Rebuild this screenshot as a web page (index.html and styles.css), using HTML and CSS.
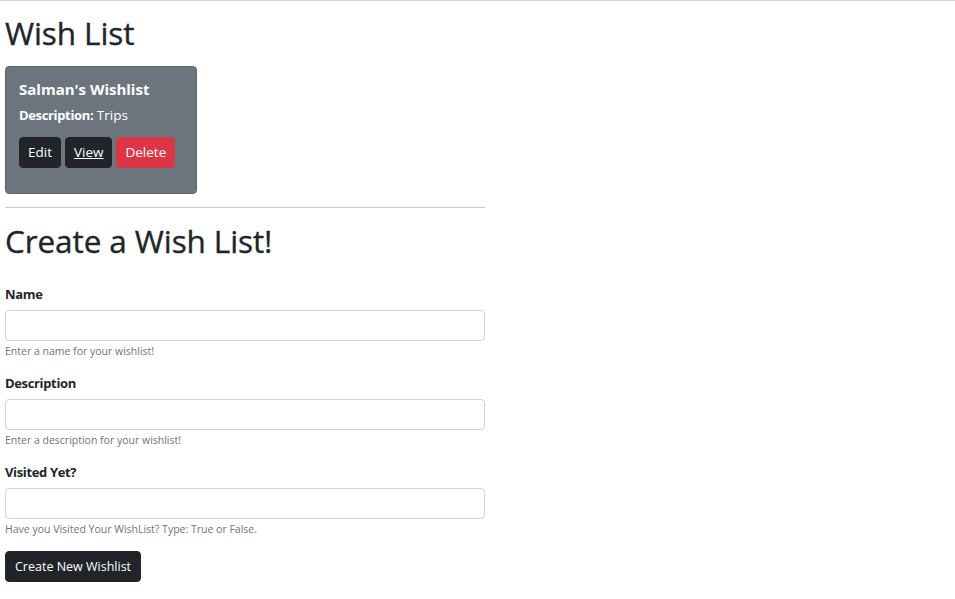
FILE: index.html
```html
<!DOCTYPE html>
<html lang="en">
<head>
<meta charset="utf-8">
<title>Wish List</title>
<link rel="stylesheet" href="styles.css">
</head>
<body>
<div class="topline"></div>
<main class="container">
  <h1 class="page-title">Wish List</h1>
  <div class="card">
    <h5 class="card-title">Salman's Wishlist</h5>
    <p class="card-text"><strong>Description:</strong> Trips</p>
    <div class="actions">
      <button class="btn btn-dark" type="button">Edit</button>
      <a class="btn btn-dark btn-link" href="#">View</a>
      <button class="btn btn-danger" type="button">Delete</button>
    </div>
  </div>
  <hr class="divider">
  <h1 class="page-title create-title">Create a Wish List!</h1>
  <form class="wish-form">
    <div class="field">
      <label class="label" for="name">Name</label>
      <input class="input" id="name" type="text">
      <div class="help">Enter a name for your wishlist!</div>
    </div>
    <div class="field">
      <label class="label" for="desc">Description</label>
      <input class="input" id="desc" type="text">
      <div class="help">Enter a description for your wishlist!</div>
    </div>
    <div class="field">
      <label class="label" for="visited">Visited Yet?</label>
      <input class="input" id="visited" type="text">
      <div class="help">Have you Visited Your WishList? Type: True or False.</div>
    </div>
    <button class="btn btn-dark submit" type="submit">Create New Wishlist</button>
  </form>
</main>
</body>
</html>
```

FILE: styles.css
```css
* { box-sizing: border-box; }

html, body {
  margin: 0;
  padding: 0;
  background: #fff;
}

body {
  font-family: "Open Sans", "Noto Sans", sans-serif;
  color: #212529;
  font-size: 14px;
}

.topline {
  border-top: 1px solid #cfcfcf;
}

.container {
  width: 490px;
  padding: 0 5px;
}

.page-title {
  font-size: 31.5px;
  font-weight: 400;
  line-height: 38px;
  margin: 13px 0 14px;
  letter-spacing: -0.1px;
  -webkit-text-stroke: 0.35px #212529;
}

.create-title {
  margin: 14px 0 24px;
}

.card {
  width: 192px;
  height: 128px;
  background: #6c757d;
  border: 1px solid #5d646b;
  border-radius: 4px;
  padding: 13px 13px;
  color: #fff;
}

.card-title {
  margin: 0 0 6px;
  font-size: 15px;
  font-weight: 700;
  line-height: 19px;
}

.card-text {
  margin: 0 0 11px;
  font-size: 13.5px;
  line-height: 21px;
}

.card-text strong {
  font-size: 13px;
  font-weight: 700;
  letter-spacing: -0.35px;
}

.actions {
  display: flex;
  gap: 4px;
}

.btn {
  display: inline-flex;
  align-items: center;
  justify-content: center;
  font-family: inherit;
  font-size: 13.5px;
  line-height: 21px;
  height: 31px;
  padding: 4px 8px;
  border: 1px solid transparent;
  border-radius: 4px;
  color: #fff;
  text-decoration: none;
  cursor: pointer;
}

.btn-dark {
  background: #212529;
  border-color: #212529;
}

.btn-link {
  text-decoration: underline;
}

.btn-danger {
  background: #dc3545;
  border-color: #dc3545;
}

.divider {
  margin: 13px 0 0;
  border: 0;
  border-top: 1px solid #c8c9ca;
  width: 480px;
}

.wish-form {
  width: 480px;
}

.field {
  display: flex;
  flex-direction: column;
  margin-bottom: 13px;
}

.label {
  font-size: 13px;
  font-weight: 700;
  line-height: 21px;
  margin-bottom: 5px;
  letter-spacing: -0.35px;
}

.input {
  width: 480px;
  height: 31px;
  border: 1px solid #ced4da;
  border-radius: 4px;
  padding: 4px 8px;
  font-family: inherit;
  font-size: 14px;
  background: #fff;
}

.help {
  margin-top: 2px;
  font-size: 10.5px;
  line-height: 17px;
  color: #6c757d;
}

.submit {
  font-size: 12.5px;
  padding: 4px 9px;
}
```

----

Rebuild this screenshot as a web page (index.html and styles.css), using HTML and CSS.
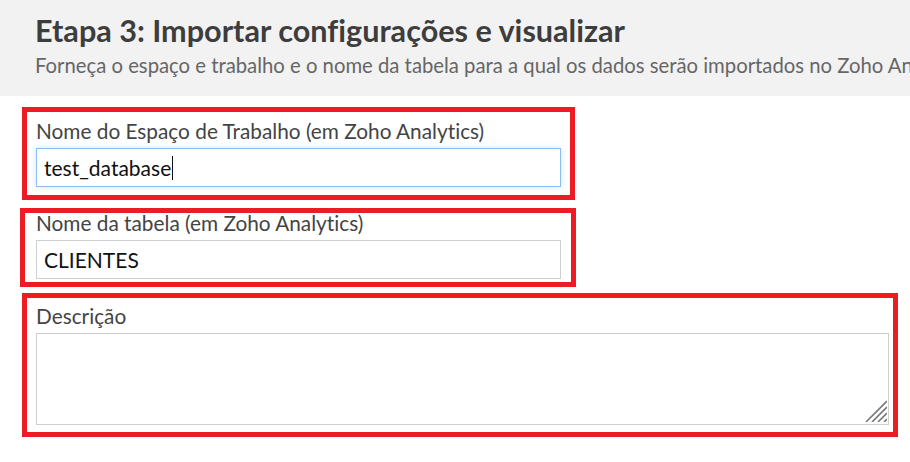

----

--- WORK TO BE COMPLETED ---
Copy out each line that contains the word "styles".

--- WRITTEN RESPONSE ---
Rebuild this screenshot as a web page (index.html and styles.css), using HTML and CSS.
<link rel="stylesheet" href="styles.css">
FILE: styles.css
Rebuild this screenshot as a web page (index.html and styles.css), using HTML and CSS.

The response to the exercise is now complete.